The advantage of portable communication devices is that physicians can access EMRs or lab results at all times from the hospital or even from home, Cucina says.

Unlike in nonhospitalist settings, hospitalist information technology costs are necessary to the investment.

“The shared administration gives you the opportunity to show the hospital it has a stake in providing that efficiency,” he says.

There is also starting to be a push toward physicians using dual-mode phones instead of pagers because they can get a signal anywhere, Cucina explains. One area in which hospitalists are proving slow to adapt is the use of laptops and tablet computers—devices that many nurses have become more accustomed to using, he says.

But even that may be starting to change with the Motion Computing C5 tablet. It’s small, has a handle, is durable, and can be sterilized, all which eliminate many of the reasons most physicians still use PCs.
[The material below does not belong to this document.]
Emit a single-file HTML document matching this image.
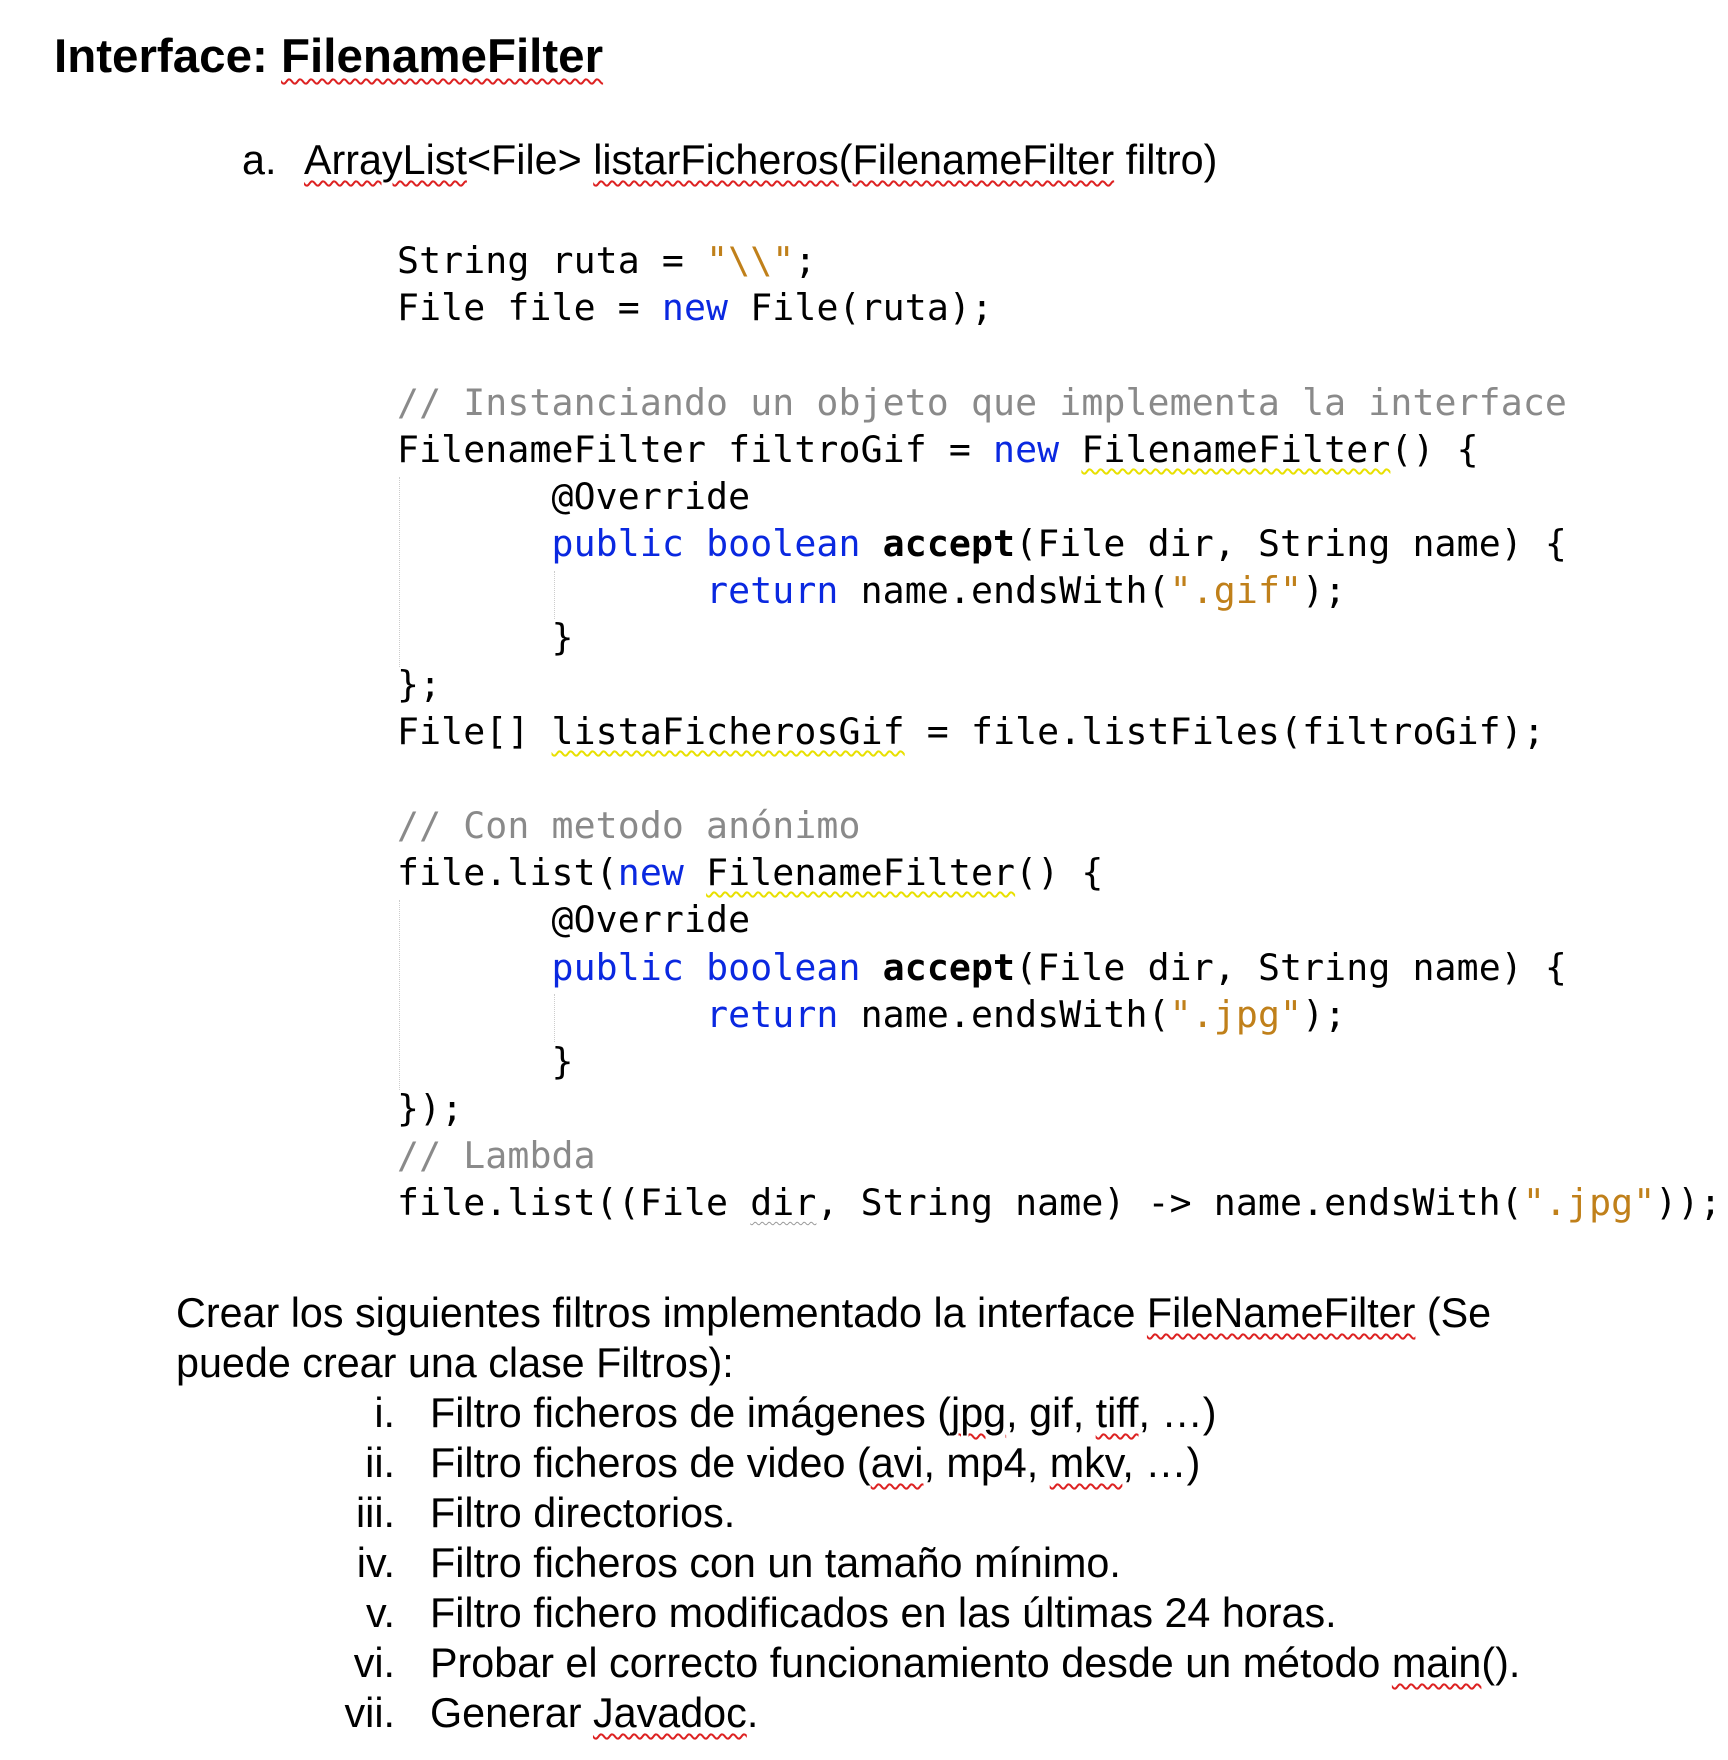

One other technological change that Lindenauer says he has seen recently is an increase in physician text messaging.

“We’ve seen a widespread use of text messaging between providers as way of communication that doesn’t involve numeric pagers that require callbacks,” he says. “As long as you don’t include patient identifiers, it’s a quick, efficient way to get a message across.”

Making the financial case

Budgetary constraints make it difficult for hospitalists to continue taking advantage of the newer technologies that have the potential to make them more efficient and keep them in better contact with records, other physicians, and patients.

“You have to make the case that providing advanced information technology will result in [return on investment (ROI)], shorter lengths of stay, or more revenue per diagnosis,” Cucina says. “Hopefully, you can show that if you can reduce adverse drug events by a little bit, there is a large ROI.”

CPOE systems have been shown to reduce adverse drug events by up to 40%, Cucina adds, which could save the hospital a lot of money in the long run. However, he says, it’s more difficult to show that they improve clinician efficiency, especially communication technology such as PDAs and more advanced phones.

Because most hospitalist programs are already being subsidized by the hospital, it makes it even more difficult to justify some of the high-priced software systems. But if you can show an ROI through costs or better patient care, most hospitals will listen, Cucina says.